Nevertheless, gender-equality-oriented labour standards have gained momentum since the 1970s and particularly around the turn of the twenty-first century. There is no reason to idealise these findings, as positive in their implications for social policy dynamics as they are. Our evidence so far is numerical—not taking into account the concrete countries concerned—and normative, only—not weighing obstacles to implementation, state failure, weakness of social partners or INGOs, autocratic and/or lacking national bureaucracies and so on. What the material confirms is the increasing tension between growing worldwide inequalities and an evidently growing quest for both legal and factual equity—no less and no more.
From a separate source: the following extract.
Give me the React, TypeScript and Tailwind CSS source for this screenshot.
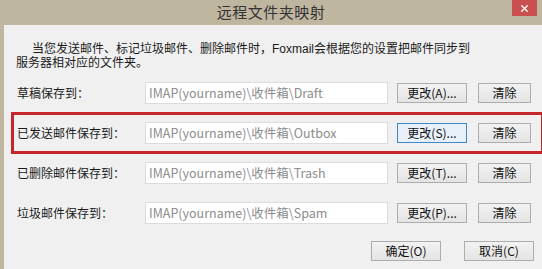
import { X } from "lucide-react";

const font = { fontFamily: '"Noto Sans CJK SC", "Noto Sans", sans-serif' };
const paraFont = { fontFamily: '"Liberation Sans", "Noto Sans CJK SC", sans-serif' };

const rows = [
    { label: "草稿保存到：", path: "Draft", key: "A" },
    { label: "已发送邮件保存到：", path: "Outbox", key: "S", focused: true, marked: true },
    { label: "已删除邮件保存到：", path: "Trash", key: "T" },
    { label: "垃圾邮件保存到：", path: "Spam", key: "P" },
];

function Button({ children, width, focused }: { children: React.ReactNode; width: string; focused?: boolean }) {
    return (
        <button
            className={`${width} h-[20px] flex items-center justify-center text-[12px] leading-none text-[#111] border ${
                focused ? "border-[#3c8ac9] bg-[#e8f1fa]" : "border-[#adadad] bg-gradient-to-b from-[#f2f2f2] to-[#e4e4e4]"
            }`}
        >
            {children}
        </button>
    );
}

export default function App() {
    return (
        <div className="w-[542px] h-[269px] flex flex-col bg-[#bfb6a0] overflow-hidden" style={font}>
            {/* Title bar */}
            <div className="relative h-[25px] shrink-0 flex items-center justify-center">
                <span className="text-[15px] text-[#333] tracking-[0.5px]">远程文件夹映射</span>
                <div className="absolute top-0 right-[5px] w-[25px] h-[16px] bg-[#c9504f] flex items-center justify-center">
                    <X className="w-[11px] h-[11px] text-white" strokeWidth={3} />
                </div>
            </div>

            {/* Body */}
            <div className="flex-1 ml-[4px] bg-[#f0f0f0] flex flex-col">
                <p className="mt-[17px] pl-[12px] text-[12px] leading-[14px] text-[#1a1a1a] indent-[16px]" style={paraFont}>
                    当您发送邮件、标记垃圾邮件、删除邮件时，Foxmail会根据您的设置把邮件同步到
                    <br />
                    服务器相对应的文件夹。
                </p>

                <div className="mt-[3px] flex flex-col">
                    {rows.map((row) => (
                        <div key={row.key} className="relative h-[40px] flex items-center pl-[13px]">
                            {row.marked && (
                                <div className="absolute left-[7px] right-[-2px] top-[-1px] bottom-[-1px] border-[3px] border-[#c4262b] pointer-events-none" />
                            )}
                            <span className="w-[128px] text-[12px] text-[#1a1a1a]">{row.label}</span>
                            <div className="w-[243px] h-[22px] bg-white border border-[#dcdcdc] flex items-center pl-[3px] text-[12.5px] text-[#8c8c8c]">
                                {"IMAP(yourname)\\收件箱\\" + row.path}
                            </div>
                            <div className="ml-[9px]">
                                <Button width="w-[70px]" focused={row.focused}>
                                    更改({row.key})...
                                </Button>
                            </div>
                            <div className="ml-[11px]">
                                <Button width="w-[53px]">清除</Button>
                            </div>
                        </div>
                    ))}
                </div>

                <div className="mt-[8px] flex justify-end gap-[23px] pr-[8px]">
                    <Button width="w-[70px]">确定(O)</Button>
                    <Button width="w-[70px]">取消(C)</Button>
                </div>
            </div>
        </div>
    );
}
This tension underlines that we are now in the midst of a worldwide labour regulation transition from patriarchal to gender-egalitarian rules. This bears the potential to culminate in a step towards humanising the regulation of labour. That there is no trade-off between fairness and gender-equality regulation, but a mutually reinforcing relationship may express a significant legitimacy change. Probably female gender-equality claims are no longer regarded as articulating just a particular interest of a “feminist lobby”. There is a common interest in gender equity as a condition for better gender and generation relationships and for reconciliation of gainful work and life, for men and women alike.